In the evenings, the skating rink would go dark with multicolored lights, and kids and teens would actually skate. Most used the skates with chunky wheels in each corner, but the spiffy kids used the skates with a set of “blades,” a set of thinner wheels in a straight line. I never used the blades. I skated pretty slowly and fell a lot, but I had fun. I have a distinct memory of accidentally skating the wrong direction and getting politely corrected by an adult employee keeping watch. 

This was a popular spot for birthdays. I have another distinct memory, of being in third-grade at my friend Ryan’s birthday and hearing a random kid make fun of my blue Ocean City, Maryland ballcap. I told my friends about it, laughing, with a chip on my shoulder. Laughing off a rude comment from an older kid made me feel mature. 

I've been thinking more and more about Donora and of Carroll Township, a nearby town where my family moved when I was in sixth grade, and of other parts of the Mon Valley, a collection of towns along the Monongahela River by Pittsburgh, because I’m writing a novel that takes place in a fictionalized version of the Mon Valley, called the Meierton Valley, named after my wife’s maiden name. I often think about how it felt like there was nothing to do in the valley, but there was. I have distinct memories of things to do. Some of those things were dull, like the Sheetz runs and the trips to Walmart to simply walk around. But other things were fun, like laughing off an attempt at bullying at a skating rink in third grade.  



 

Part Two: Soccer

            When I was in kindergarten, I played soccer in Donora, and this one year period represented the first and last time I found myself on a sports team. I remember just six things from my entire time playing soccer: 

  1. I kicked a ball from one side of the field to the other, aimed perfectly at the goal, and my dad put his hands on either side of his head and opened his mouth in excitement that his son may have scored by far the most amazing goal of the season, maybe in the team’s entire history, but by the time the ball made it to the goal, it lost so much speed that the goalie stopped it like a cheetah chasing a sloth. 

  2. During practice, Sarah and I ran toward the ball, racing each other to be the first to kick it, and we slammed into each other’s noggins. 

  3. Whenever I felt tired or hot, I’d run off to the side and say I needed a break, drinking a juice box until I felt like going back, and sometimes, I did this even when I didn’t feel particularly tired or hot. 

  4. I had a #2 pencil with me in the car on the way to practice and admired just how perfectly sharp it was, fantasized writing with it, and my dad says, “are you gonna stab Caleb with that,” referring to the bully of the team, and then, perhaps getting a bit nervous, told me he was just joking. 

  5. To entertain myself, sometimes I’d skip and jump around on the soccer field, during a game, and my grandmother, smiling, told me she was watching and saw me do “all sorts of stuff” on the field. 

  6. “Do you want to do it one more year,” my mother said, “if you do one more year, you get a trophy,” and I said, “no, that’s okay.” 

Matt Petras at his paternal grandparents’ home in Carroll Township in 2004.

Photograph courtesy of Matt Petras.

Part Three: The Laundry Chute

            As a kid, the laundry chute in my paternal grandparents’ house just outside of Donora in Carroll Township fascinated me. 

            The simple fact that one could go to their master bedroom’s bathroom, open a little door and drop some clothing that one could then find downstairs in the laundry room blew my mind.
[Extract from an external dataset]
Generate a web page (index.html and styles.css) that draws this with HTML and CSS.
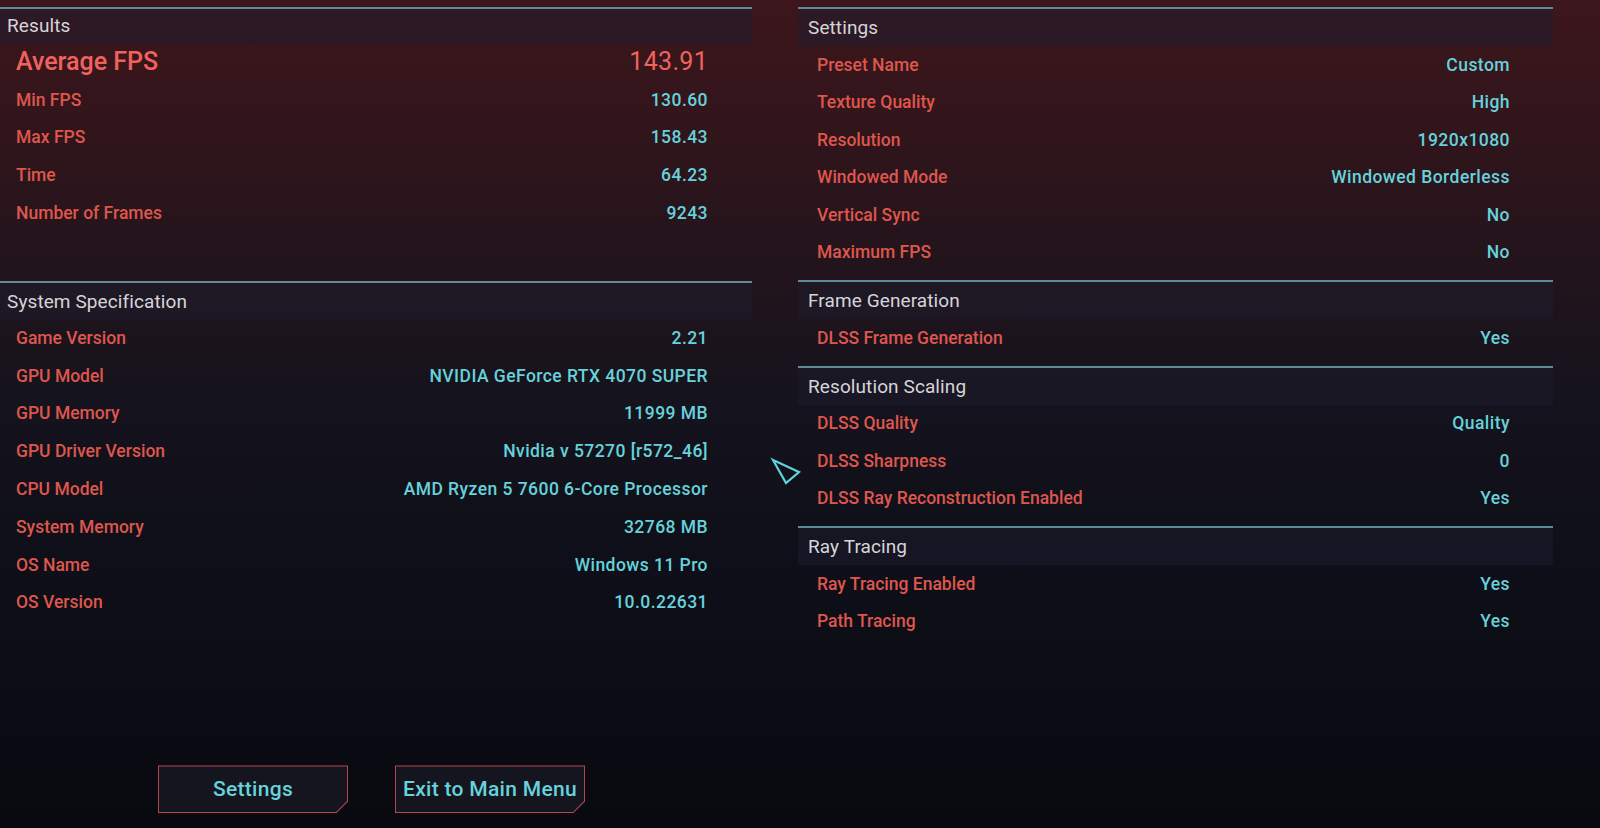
FILE: index.html
```html
<!DOCTYPE html>
<html lang="en">
<head>
    <meta charset="UTF-8">
    <title>Benchmark Results</title>
    <link rel="stylesheet" href="styles.css">
</head>
<body>

    <div class="screen">

        <!-- Left column: results + system spec -->
        <div class="column column-left">
            <section class="panel panel-results">
                <h2 class="panel-title">Results</h2>
                <div class="row row-main"><span class="label">Average FPS</span><span class="value">143.91</span></div>
                <div class="row"><span class="label">Min FPS</span><span class="value">130.60</span></div>
                <div class="row"><span class="label">Max FPS</span><span class="value">158.43</span></div>
                <div class="row"><span class="label">Time</span><span class="value">64.23</span></div>
                <div class="row"><span class="label">Number of Frames</span><span class="value">9243</span></div>
            </section>

            <section class="panel">
                <h2 class="panel-title">System Specification</h2>
                <div class="row"><span class="label">Game Version</span><span class="value">2.21</span></div>
                <div class="row"><span class="label">GPU Model</span><span class="value">NVIDIA GeForce RTX 4070 SUPER</span></div>
                <div class="row"><span class="label">GPU Memory</span><span class="value">11999 MB</span></div>
                <div class="row"><span class="label">GPU Driver Version</span><span class="value">Nvidia v 57270 [r572_46]</span></div>
                <div class="row"><span class="label">CPU Model</span><span class="value">AMD Ryzen 5 7600 6-Core Processor</span></div>
                <div class="row"><span class="label">System Memory</span><span class="value">32768 MB</span></div>
                <div class="row"><span class="label">OS Name</span><span class="value">Windows 11 Pro</span></div>
                <div class="row"><span class="label">OS Version</span><span class="value">10.0.22631</span></div>
            </section>

            <div class="actions">
                <button class="cut-btn"><span class="cut-btn-inner">Settings</span></button>
                <button class="cut-btn"><span class="cut-btn-inner">Exit to Main Menu</span></button>
            </div>
        </div>

        <!-- Right column: settings used -->
        <div class="column column-right">
            <section class="panel">
                <h2 class="panel-title">Settings</h2>
                <div class="row"><span class="label">Preset Name</span><span class="value">Custom</span></div>
                <div class="row"><span class="label">Texture Quality</span><span class="value">High</span></div>
                <div class="row"><span class="label">Resolution</span><span class="value">1920x1080</span></div>
                <div class="row"><span class="label">Windowed Mode</span><span class="value">Windowed Borderless</span></div>
                <div class="row"><span class="label">Vertical Sync</span><span class="value">No</span></div>
                <div class="row"><span class="label">Maximum FPS</span><span class="value">No</span></div>
            </section>

            <section class="panel">
                <h2 class="panel-title">Frame Generation</h2>
                <div class="row"><span class="label">DLSS Frame Generation</span><span class="value">Yes</span></div>
            </section>

            <section class="panel">
                <h2 class="panel-title">Resolution Scaling</h2>
                <div class="row"><span class="label">DLSS Quality</span><span class="value">Quality</span></div>
                <div class="row"><span class="label">DLSS Sharpness</span><span class="value">0</span></div>
                <div class="row"><span class="label">DLSS Ray Reconstruction Enabled</span><span class="value">Yes</span></div>
            </section>

            <section class="panel">
                <h2 class="panel-title">Ray Tracing</h2>
                <div class="row"><span class="label">Ray Tracing Enabled</span><span class="value">Yes</span></div>
                <div class="row"><span class="label">Path Tracing</span><span class="value">Yes</span></div>
            </section>
        </div>

        <!-- Mouse cursor -->
        <svg class="cursor" width="34" height="32" viewBox="0 0 34 32">
            <polygon points="3,3 29,15 16,26" fill="none" stroke="#62d3dc" stroke-width="2.2" stroke-linejoin="miter"/>
        </svg>
    </div>

</body>
</html>
```

FILE: styles.css
```css
/* Base */
* {
    box-sizing: border-box;
}

body {
    margin: 0;
    height: 828px;
    overflow: hidden;
    font-family: Roboto, 'Liberation Sans', sans-serif;
    background: linear-gradient(to bottom, #3c161c 0px, #32151b 120px, #23141c 260px, #15131d 400px, #0e0f18 560px, #090a10 828px);
}

.screen {
    position: relative;
    display: flex;
    height: 828px;
    padding-top: 7px;
}

.column-left {
    width: 752px;
}

.column-right {
    width: 755px;
    margin-left: 46px;
}

/* Panels */
.panel {
    border-top: 2px solid #5e8b96;
    padding-bottom: 9px;
}

.panel-results {
    height: 274px;
}

.panel-title {
    margin: 0;
    height: 37px;
    line-height: 37px;
    padding-left: 7px;
    font-size: 19px;
    font-weight: 400;
    letter-spacing: 0.1px;
    color: #d5d5d8;
    background: rgba(30, 28, 46, 0.5);
}

.panel-results .panel-title {
    height: 35px;
    line-height: 33px;
}

.column-left .panel-title + .row {
    margin-top: -1px;
}

.column-right .panel-title {
    padding-left: 10px;
}

.row {
    display: flex;
    justify-content: space-between;
    align-items: center;
    height: 37.8px;
    padding: 0 44px 0 16px;
    font-size: 17.5px;
    font-weight: 500;
}

.column-right .row {
    height: 37.5px;
    padding: 0 43px 0 19px;
}

.label {
    color: #df564d;
}

.value {
    color: #66d2db;
    letter-spacing: 0.45px;
}

.row-main .label {
    font-size: 25px;
    color: #f0625e;
}

.row-main .value {
    font-size: 25px;
    font-weight: 400;
    letter-spacing: 0.3px;
    color: #f0625e;
}

/* Buttons */
.actions {
    display: flex;
    gap: 47px;
    margin-top: 135px;
    padding-left: 158px;
}

.cut-btn {
    width: 190px;
    height: 48px;
    padding: 1px;
    border: none;
    background: #b4464c;
    cursor: pointer;
    clip-path: polygon(0 0, 100% 0, 100% calc(100% - 12px), calc(100% - 12px) 100%, 0 100%);
}

.cut-btn-inner {
    display: flex;
    align-items: center;
    justify-content: center;
    width: 100%;
    height: 100%;
    font-family: Roboto, 'Liberation Sans', sans-serif;
    font-size: 21px;
    font-weight: 500;
    letter-spacing: 0.3px;
    color: #66d2db;
    background: #14151e;
    clip-path: polygon(0 0, 100% 0, 100% calc(100% - 11.5px), calc(100% - 11.5px) 100%, 0 100%);
}

.cut-btn:hover {
    filter: brightness(1.15);
}

/* Cursor sits over everything */
.cursor {
    position: absolute;
    left: 770px;
    top: 457px;
}
```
This was magic. 

            I grew up with plentiful television shows and movies with houses that contained secret doors, hidden behind bookcases or triggered by the press of a secret button or simply integrated into walls that could be pushed to reveal an opening, as I’m sure everyone reading this did. This happens so often in media that I have to imagine this is a common fantasy for kids and kids-at-heart. 
            This laundry chute seemed to me to follow in the legacy of these secret passages. Of course, I fantasized that the chute was quite a bit bigger than its foot or two interior, large enough to transport a tall child, perhaps also outfitted with colorful plastic and bright lights and dramatic music, potentially one with a trip that went much deeper than the laundry room that took paths that zig-zagged and looped merely for the pure fun of it, maybe somewhat like the pole that takes Batman and Robin to the batcave. 

            This thrilled me so much that I still think about it more than a decade later, and it fills me with more excitement than leaving Pennsylvania does. I still get giddy thinking about that laundry chute in my grandfather’s house and feel nothing when I think about the various nick-nacks my grandparents collected from trips they took around the world. I could fantasize about exploring the streets of New York City (where I’ve never been) or the beaches of the Caribbean (where I’ve never been) or really just about anywhere outside the country (where I’ve never been), and I could probably get myself to feel something, but I wouldn’t feel as much as I would if I just thought about exploring that laundry chute. 

            Moving out of my parent’s house coincided with my family’s decision to sell my late grandfather’s house. We made a few trips to his house to find pieces of furniture and household appliances and pictures and mugs for my then-fiance and I to take to our new apartment. When we stepped into his bedroom, I told my mom about my love of the laundry chute. She seemed to vaguely remember it. We looked around in their bathroom and bedroom and could not find it. Had my grandparents gotten rid of it? Could we simply not find it? Had I simply imagined it the whole time? 

            My father informs me that they got rid of it. “I think when they remodeled the bathroom, the workers put new tile/flooring over that,” my father tells me in a text message. “cool 😎 that you remember that.”